Blazed at the Blazers
On the 16th of December, 2022, my friends and I were planning on going to see the Portland Trail Blazers play the Denver Nuggets. It was setting up to be a very exciting game; Blazer’s legend Damian Lillard was finally back from injury and with the tickets being dirt cheap, I managed to convince a decent amount of friends to go with me. While waiting in the common room of my dorm building for the final friend to show up, a genius idea popped into my head; what if I took a decent amount of edibles and watched the game high out of my mind? And with the plan of taking a 50-minute bus ride to get to the Moda Center comfortably early, I decided there was no time like the present for such an experience.
After heading back from taking the edibles in my room, I learned that my friend was going to be late, late enough for us to miss the last possible bus to get there in time. Thankfully, my friends had already accounted for that by ordering an Uber, the only problem being that we would get there just before the start of the game. Which means I would have to deal with getting all of my friends into the arena—as I was the sole owner of all of their tickets—high off my ass. By the time the Uber arrived, I was already feeling the effects. Crammed into the backseat of an UberXL, my sense of forbidding started to grow as the scenery outside my window turned from quiet suburb to the heart of Portland. To my drug-addled brain, it felt like a series of challenges were being imposed upon me, the reward being to sit and watch the game with my friends.
The first hurdle I needed to overcome was to find my fifth and final friend, Drew. He had managed to find his own mode of transportation and had been loitering around Moda for the better part of an hour. With my phone being the only way to access the tickets, he had no way to get into the building, and since it was a cold December evening, he needed to find some avenue of keeping warm. The text, “I’m by the large fire” was the only ominous hint he had given me about his whereabouts. After walking halfway around the venue, we eventually found him in front of what I can only describe as an Olympics style torch, staring wistfully into the flames. I grabbed him and we slipped into the sea of people, following the tide into the bottleneck of the front entrance. At this point, the drugs truly started to take hold, and all I could do was try to stay calm and find where my tickets were located on my phone. I had probably rehearsed the interaction with the ticket taker at least 20 times in that line and by the time I got up to the machine, it felt like I was reading off a script. I still managed to fuck it up. I couldn’t for the life of me figure out where to put my phone on the reader, the person operating the machine eventually took pity and guided my phone to the correct location. Following that embarrassing interaction and an intense but unnoteworthy trip through security, we were in.

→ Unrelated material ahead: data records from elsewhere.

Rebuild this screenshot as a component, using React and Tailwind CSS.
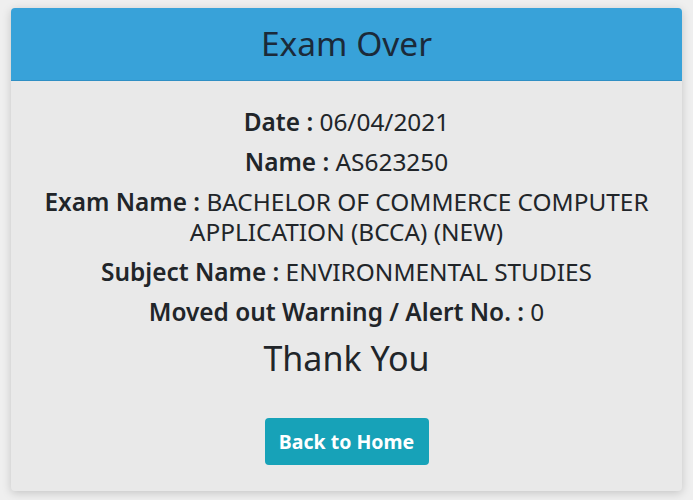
export default function App() {
  const font = { fontFamily: '"Noto Sans", "Open Sans", sans-serif' };
  return (
    <div className="w-[693px] h-[500px] bg-[#efefef] pt-[8px] px-[11px]" style={font}>
      <div className="w-[671px] h-[483px] rounded-[4px] bg-[#e9e9e9] shadow-[0_2px_10px_rgba(0,0,0,0.18)] overflow-hidden flex flex-col">
        <div className="h-[73px] bg-[#38a2d9] border-b border-[#2f8fc4] flex items-center justify-center">
          <h1 className="text-[33.5px] text-[#1b2a3a] leading-none">Exam Over</h1>
        </div>
        <div className="flex flex-col items-center text-center text-[#212529] text-[24.4px] leading-[30px] px-[16px] pt-[26px]">
          <p className="mb-[10px]"><b className="font-semibold">Date :</b> 06/04/2021</p>
          <p className="mb-[10px]"><b className="font-semibold">Name :</b> AS623250</p>
          <p className="mb-[10px]"><b className="font-semibold">Exam Name :</b> BACHELOR OF COMMERCE COMPUTER APPLICATION (BCCA) (NEW)</p>
          <p className="mb-[10px]"><b className="font-semibold">Subject Name :</b> ENVIRONMENTAL STUDIES</p>
          <p className="mb-[9px]"><b className="font-semibold">Moved out Warning / Alert No. :</b> 0</p>
          <p className="text-[34px] leading-[44px]">Thank You</p>
          <button className="mt-[38px] w-[164px] h-[47px] rounded-[4px] bg-[#17a2b8] text-white text-[19.5px] font-bold">Back to Home</button>
        </div>
      </div>
    </div>
  );
}
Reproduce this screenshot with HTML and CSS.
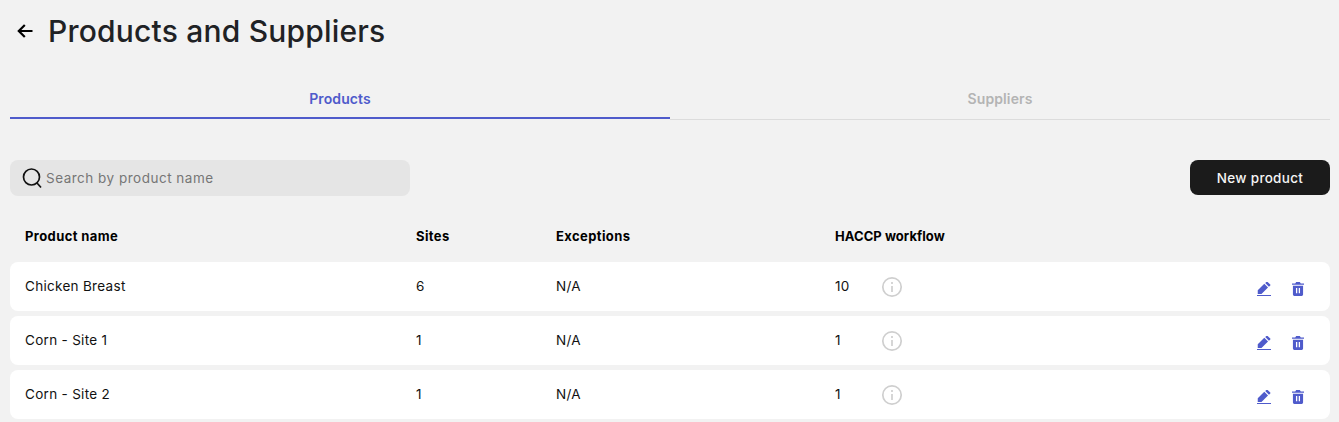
FILE: index.html
```html
<!DOCTYPE html>
<html lang="en">
<head>
<meta charset="utf-8">
<title>Products and Suppliers</title>
<link rel="stylesheet" href="styles.css">
</head>
<body>
<main class="page">
  <header class="title-bar">
    <svg class="back" width="16" height="14" viewBox="0 0 16 14"><path d="M15.500 7H2M7.800 1 1.800 7l6 6" fill="none" stroke="#000" stroke-width="2.200"/></svg>
    <h1>Products and Suppliers</h1>
  </header>
  <nav class="tabs">
    <div class="tab active">Products</div>
    <div class="tab">Suppliers</div>
  </nav>
  <div class="toolbar">
    <div class="search">
      <svg width="22" height="22" viewBox="0 0 22 22"><circle cx="10.500" cy="10" r="8" fill="none" stroke="#111" stroke-width="1.700"/><path d="M16 16l4 4.500" stroke="#111" stroke-width="1.700" fill="none"/></svg>
      <span>Search by product name</span>
    </div>
    <button class="new">New product</button>
  </div>
  <div class="row head">
    <div>Product name</div><div>Sites</div><div>Exceptions</div><div class="tight">HACCP workflow</div>
  </div>
  <div class="row item">
    <div>Chicken Breast</div><div>6</div><div>N/A</div>
    <div class="count"><span class="num">10</span><svg class="info" width="22" height="22" viewBox="0 0 22 22"><circle cx="11" cy="11" r="9.200" fill="none" stroke="#cfcfcf" stroke-width="1.700"/><path d="M11 10v6M11 6v2" stroke="#cfcfcf" stroke-width="1.700"/></svg></div>
    <div class="actions">
      <svg width="14" height="14" viewBox="0 0 15 15"><path d="M0 14h15v1.200H0zM.8 12.800V8.800l7-6.800 4 4-7 6.800zM8.800 1.200 10.200-.2c.3-.3.700-.3 1 0l3 3c.3.300.3.700 0 1L12.800 5z" fill="#4f5bcb"/></svg>
      <svg width="12" height="14" viewBox="0 0 13 15"><path fill-rule="evenodd" d="M4.500 0h4l1 1.500H13V3H0V1.500h3.500zM1 4h11v9.500a1.500 1.500 0 0 1-1.500 1.500h-8A1.500 1.500 0 0 1 1 13.500zM4.300 6.500V12h1.400V6.500zM7.300 6.500V12h1.400V6.500z" fill="#4f5bcb"/></svg>
    </div>
  </div>
  <div class="row item">
    <div>Corn - Site 1</div><div>1</div><div>N/A</div>
    <div class="count"><span class="num">1</span><svg class="info" width="22" height="22" viewBox="0 0 22 22"><circle cx="11" cy="11" r="9.200" fill="none" stroke="#cfcfcf" stroke-width="1.700"/><path d="M11 10v6M11 6v2" stroke="#cfcfcf" stroke-width="1.700"/></svg></div>
    <div class="actions">
      <svg width="14" height="14" viewBox="0 0 15 15"><path d="M0 14h15v1.200H0zM.8 12.800V8.800l7-6.800 4 4-7 6.800zM8.800 1.200 10.200-.2c.3-.3.700-.3 1 0l3 3c.3.300.3.700 0 1L12.800 5z" fill="#4f5bcb"/></svg>
      <svg width="12" height="14" viewBox="0 0 13 15"><path fill-rule="evenodd" d="M4.500 0h4l1 1.500H13V3H0V1.500h3.500zM1 4h11v9.500a1.500 1.500 0 0 1-1.500 1.500h-8A1.500 1.500 0 0 1 1 13.500zM4.300 6.500V12h1.400V6.500zM7.300 6.500V12h1.400V6.500z" fill="#4f5bcb"/></svg>
    </div>
  </div>
  <div class="row item">
    <div>Corn - Site 2</div><div>1</div><div>N/A</div>
    <div class="count"><span class="num">1</span><svg class="info" width="22" height="22" viewBox="0 0 22 22"><circle cx="11" cy="11" r="9.200" fill="none" stroke="#cfcfcf" stroke-width="1.700"/><path d="M11 10v6M11 6v2" stroke="#cfcfcf" stroke-width="1.700"/></svg></div>
    <div class="actions">
      <svg width="14" height="14" viewBox="0 0 15 15"><path d="M0 14h15v1.200H0zM.8 12.800V8.800l7-6.800 4 4-7 6.800zM8.800 1.200 10.200-.2c.3-.3.700-.3 1 0l3 3c.3.300.3.700 0 1L12.800 5z" fill="#4f5bcb"/></svg>
      <svg width="12" height="14" viewBox="0 0 13 15"><path fill-rule="evenodd" d="M4.500 0h4l1 1.500H13V3H0V1.500h3.500zM1 4h11v9.500a1.500 1.500 0 0 1-1.500 1.500h-8A1.500 1.500 0 0 1 1 13.500zM4.300 6.500V12h1.400V6.500zM7.300 6.500V12h1.400V6.500z" fill="#4f5bcb"/></svg>
    </div>
  </div>
</main>
</body>
</html>
```
FILE: styles.css
```css
* { box-sizing: border-box; }
html, body { margin: 0; height: 422px; overflow: hidden; }
body { background: #f2f2f2; font-family: Inter, "Liberation Sans", sans-serif; color: #111; }
.page { padding: 0 9px 0 10px; }
.title-bar { height: 62px; display: flex; align-items: center; gap: 15px; padding-left: 7px; }
.title-bar h1 { margin: 0; font-size: 30px; font-weight: 500; color: #1f2225; letter-spacing: 0.2px; line-height: 38px; }
.back { flex: none; }
.tabs { display: flex; align-items: flex-start; margin-top: 15px; height: 43px; }
.tab { flex: 1; height: 43px; text-align: center; font-size: 14px; font-weight: 600; color: #b4b4b4; letter-spacing: 0.1px; line-height: 43px; border-bottom: 1px solid #dcdcdc; }
.tab.active { height: 42px; color: #4f5bcb; border-bottom: 2px solid #4f5bcb; }
.toolbar { display: flex; justify-content: space-between; align-items: flex-start; margin-top: 40px; }
.search { width: 400px; height: 36px; background: #e5e5e5; border-radius: 8px; display: flex; align-items: center; gap: 3px; padding-left: 11px; font-size: 13.500px; color: #767676; letter-spacing: 0.5px; }
.new { width: 140px; height: 35px; border: 0; border-radius: 8px; background: #1b1b1b; color: #f5f5f5; font: 500 13.500px Inter, "Liberation Sans", sans-serif; letter-spacing: 0.3px; }
.row { display: grid; grid-template-columns: 391px 140px 279px 1fr auto; align-items: center; padding: 0 26px 0 15px; font-size: 13.500px; letter-spacing: 0.3px; }
.head { height: 66px; padding-top: 14px; font-weight: 700; font-size: 13px; letter-spacing: 0.4px; color: #000; }
.tight { letter-spacing: 0.05px; }
.item { height: 49px; padding-bottom: 1px; background: #fff; border-radius: 8px; margin-bottom: 5px; color: #111; }
.count { display: flex; align-items: center; }
.num { width: 46px; }
.info { display: block; margin-top: 2px; }
.actions { display: flex; align-items: center; gap: 21px; padding-top: 6px; }
.actions svg { display: block; }
```
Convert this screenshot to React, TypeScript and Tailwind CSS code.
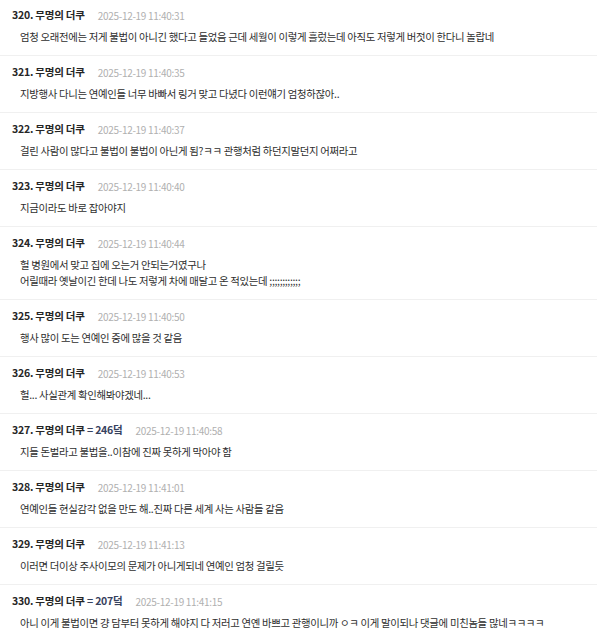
import React from "react";

type C = { n: number; extra?: string; time: string; lines: string[] };

const comments: C[] = [
  { n: 320, time: "11:40:31", lines: ["엄청 오래전에는 저게 불법이 아니긴 했다고 들었음 근데 세월이 이렇게 흘렀는데 아직도 저렇게 버젓이 한다니 놀랍네"] },
  { n: 321, time: "11:40:35", lines: ["지방행사 다니는 연예인들 너무 바빠서 링거 맞고 다녔다 이런얘기 엄청하잖아.."] },
  { n: 322, time: "11:40:37", lines: ["걸린 사람이 많다고 불법이 불법이 아닌게 됨?ㅋㅋ 관행처럼 하던지말던지 어쩌라고"] },
  { n: 323, time: "11:40:40", lines: ["지금이라도 바로 잡아야지"] },
  { n: 324, time: "11:40:44", lines: ["헐 병원에서 맞고 집에 오는거 안되는거였구나", "어릴때라 옛날이긴 한데 나도 저렇게 차에 매달고 온 적있는데 ;;;;;;;;;;;;"] },
  { n: 325, time: "11:40:50", lines: ["행사 많이 도는 연예인 중에 많을 것 같음"] },
  { n: 326, time: "11:40:53", lines: ["헐... 사실관계 확인해봐야겠네..."] },
  { n: 327, extra: "= 246덬", time: "11:40:58", lines: ["지들 돈벌라고 불법을..이참에 진짜 못하게 막아야 함"] },
  { n: 328, time: "11:41:01", lines: ["연예인들 현실감각 없을 만도 해..진짜 다른 세계 사는 사람들 같음"] },
  { n: 329, time: "11:41:13", lines: ["이러면 더이상 주사이모의 문제가 아니게되네 연예인 엄청 걸릴듯"] },
  { n: 330, extra: "= 207덬", time: "11:41:15", lines: ["아니 이게 불법이면 걍 담부터 못하게 해야지 다 저러고 연옌 바쁘고 관행이니까 ㅇㅋ 이게 말이되나 댓글에 미친놈들 많네ㅋㅋㅋㅋ"] },
];

export default function App() {
  return (
    <div
      className="w-[597px] h-[640px] overflow-hidden bg-white"
      style={{ fontFamily: '"Noto Sans CJK KR", "Noto Sans", sans-serif' }}
    >
      {comments.map((c, i) => (
        <div
          key={c.n}
          className={`border-b border-[#f0f0f0] pb-[10px] ${i === 0 ? "pt-[5px]" : "pt-[6px]"}`}
        >
          <div className="flex items-center h-[20px] pl-[12px]">
            <span className="text-[10.5px] font-bold text-[#262626] tracking-[-0.02em]">
              {c.n}. 무명의 더쿠
              {c.extra && <span className="text-[#37425e]"> {c.extra}</span>}
            </span>
            <span className="ml-[13px] text-[10px] text-[#b0b0b0] tracking-[-0.03em]">
              2025-12-19 {c.time}
            </span>
          </div>
          <div className="mt-[4px] pl-[20px] text-[10.4px] leading-[16px] text-[#2e2e2e] tracking-[-0.03em]">
            {c.lines.map((l, j) => (
              <div key={j}>{l}</div>
            ))}
          </div>
        </div>
      ))}
    </div>
  );
}
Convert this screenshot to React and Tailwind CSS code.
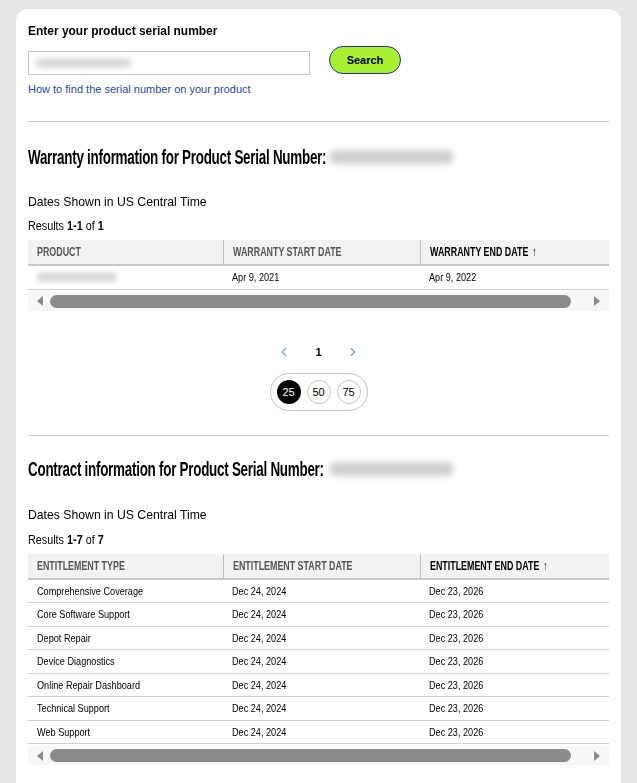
import { ChevronLeft, ChevronRight } from 'lucide-react'

const contracts = [
  'Comprehensive Coverage',
  'Core Software Support',
  'Depot Repair',
  'Device Diagnostics',
  'Online Repair Dashboard',
  'Technical Support',
  'Web Support',
]

// condensed look: no narrow font installed, so squeeze Liberation Sans
function Cond({ children, className = '' }) {
  return <span className={`inline-block origin-left whitespace-nowrap ${className}`}>{children}</span>
}

function Blur({ className }) {
  return <span className={`inline-block rounded-full bg-[#cfcfcf] blur-[3px] ${className}`} />
}

function ScrollBar() {
  return (
    <div className="flex items-center h-[19px] bg-[#f7f7f7] px-[8px] gap-[6px]">
      <svg width="8" height="10" viewBox="0 0 8 10"><path d="M7 0 L1 5 L7 10 Z" fill="#8a8a8a" /></svg>
      <div className="flex-1 h-[13px] rounded-full bg-[#8a8a8a]" />
      <div className="w-[10px]" />
      <svg width="8" height="10" viewBox="0 0 8 10"><path d="M1 0 L7 5 L1 10 Z" fill="#8a8a8a" /></svg>
    </div>
  )
}

function Table({ headers, rows }) {
  return (
    <div>
      <div className="grid grid-cols-[195px_197px_1fr] bg-[#f2f2f2] h-[26px] border-b-2 border-[#c8c8c8]">
        {headers.map((h, i) => (
          <div key={h} className={`flex items-center pl-[9px] text-[12px] font-bold uppercase ${i > 0 ? 'border-l border-[#bdbdbd]' : ''} ${i === 2 ? 'text-black' : 'text-[#555]'}`}>
            <Cond className="scale-x-[0.74]">{h}{i === 2 && <span className="ml-[5px]">↑</span>}</Cond>
          </div>
        ))}
      </div>
      {rows.map((r, i) => (
        <div key={i} className="grid grid-cols-[195px_197px_1fr] h-[23.5px] border-b border-[#cfcfcf] text-[11px] text-black">
          {r.map((c, j) => (
            <div key={j} className="flex items-center pl-[9px]">
              <Cond className="scale-x-[0.83]">{c}</Cond>
            </div>
          ))}
        </div>
      ))}
      <div className="mt-[2px]">
        <ScrollBar />
      </div>
    </div>
  )
}

function SectionHead({ title }) {
  return (
    <div className="flex items-center h-[22px]">
      <h2 className="w-[301px] text-[21px] font-bold text-black leading-[22px]">
        <Cond className="scale-x-[0.64] tracking-[-0.02em]">{title}</Cond>
      </h2>
      <Blur className="w-[125px] h-[14px]" />
    </div>
  )
}

export default function App() {
  return (
    <div className="min-h-screen bg-[#e6e6e6] pt-[9px] px-[16px]" style={{ fontFamily: '"Liberation Sans", Arial, sans-serif' }}>
      <div className="bg-white rounded-t-[12px] px-[12px] pt-[14px] pb-[40px]">
        <h2 className="text-[13px] font-bold text-black leading-[16px]">
          <Cond className="scale-x-[0.92]">Enter your product serial number</Cond>
        </h2>
        <div className="flex items-start mt-[7px]">
          <div className="w-[282px] h-[24px] border border-[#c4c4c4] flex items-center px-[7px] mt-[5px]">
            <Blur className="w-[95px] h-[8px]" />
          </div>
          <button className="ml-[19px] w-[72px] h-[28px] rounded-full bg-[#a6f030] border border-[#1c3a8a] text-[11px] font-bold text-black">Search</button>
        </div>
        <a className="block mt-[6px] text-[11px] text-[#1a46b8]">How to find the serial number on your product</a>

        <div className="border-t border-[#c8c8c8] mt-[23px]" />

        <div className="mt-[24px]">
          <SectionHead title="Warranty information for Product Serial Number:" />
        </div>
        <p className="text-[13px] text-black mt-[24px]"><Cond className="scale-x-[0.94]">Dates Shown in US Central Time</Cond></p>
        <p className="text-[12px] text-black mt-[6px] mb-[5px]"><Cond className="scale-x-[0.9]">Results <b>1-1</b> of <b>1</b></Cond></p>
        <Table
          headers={['Product', 'Warranty Start Date', 'Warranty End Date']}
          rows={[[<Blur key="b" className="w-[96px] h-[8px]" />, 'Apr 9, 2021', 'Apr 9, 2022']]}
        />

        <div className="flex justify-center items-center gap-[24px] mt-[33px] text-[11px]">
          <ChevronLeft size={14} className="text-[#7b9be0]" />
          <span className="font-bold text-black">1</span>
          <ChevronRight size={14} className="text-[#7b9be0]" />
        </div>
        <div className="flex justify-center mt-[13px]">
          <div className="flex gap-[6px] border border-[#c4c4c4] rounded-full px-[6px] py-[6px]">
            <span className="w-[24px] h-[24px] rounded-full bg-black text-white text-[11px] flex items-center justify-center">25</span>
            <span className="w-[24px] h-[24px] rounded-full border border-[#c4c4c4] text-black text-[11px] flex items-center justify-center">50</span>
            <span className="w-[24px] h-[24px] rounded-full border border-[#c4c4c4] text-black text-[11px] flex items-center justify-center">75</span>
          </div>
        </div>

        <div className="border-t border-[#c8c8c8] mt-[24px]" />

        <div className="mt-[22px]">
          <SectionHead title="Contract information for Product Serial Number:" />
        </div>
        <p className="text-[13px] text-black mt-[25px]"><Cond className="scale-x-[0.94]">Dates Shown in US Central Time</Cond></p>
        <p className="text-[12px] text-black mt-[6px] mb-[5px]"><Cond className="scale-x-[0.9]">Results <b>1-7</b> of <b>7</b></Cond></p>
        <Table
          headers={['Entitlement Type', 'Entitlement Start Date', 'Entitlement End Date']}
          rows={contracts.map(c => [c, 'Dec 24, 2024', 'Dec 23, 2026'])}
        />
      </div>
    </div>
  )
}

The venue itself was insane. The thousands of people milling around created a wall of noise that I so easily got lost in. I swear to god, I saw Kevin Durant walk past me, but I realize now that that 5’ 7’ person wearing Adidas track pants was not KD. That was also about the time the munchies were hitting hard. Drew, in an attempt to not pay for his ticket, insisted on buying me a meal, so we spent the next 20 minutes walking around the entire venue three times before finally settling on a pretzel stand. He then proceeded to buy me the cheapest thing on the menu, calling his debts absolved. When we finally got to our seats, everything hit me like a truck. All the sights and sounds I associated with watching basketball on TV were here right in front of me. The court seemed infinitely far away, but at the same time close enough to touch. Watching the game was blowing my mind, these people were (and I cannot stress this enough) just playing basketball. That thought was fucking me up. It’s not like I was expecting more, but it just struck my intoxicated brain as crazy that 18,000 people took the time out of their day to go to this game. That’s not even mentioning the millions of people watching from their homes. Sports are weird. I don’t have much to say about the game in specific that wouldn’t bore the shit out of any non-sports fan, so for the sake of space, I’ll skip most of the events of the game. I will say, though, that watching 10 giants running around trying to put a ball into a hole was objectively funny and quite interesting from a sociological perspective.
Preceding the game, the trip back to campus came to be an adventure in itself. Transferring from trains to buses at night in the middle of downtown Portland as a paranoid high person was stressful, but also had it’s comedic moments. On the final bus ride of our journey, the person I was sitting next to was on a voice call with their friends and kept using the word “Smort.” At first they used it sparingly, but as the conversation went on he started just repeating different iteration of the word. An average sentence would sound like “Smort smort smorts, smorting smorted smort!” They also claimed to be the smort king. It’s also worth noting their friends were named Broccoli and Savage. It felt like I was hallucinating that whole interaction, but all my sober friends corroborated the story so I guess it was real.
We eventually made it back to campus safe and sound, and I went directly to bed.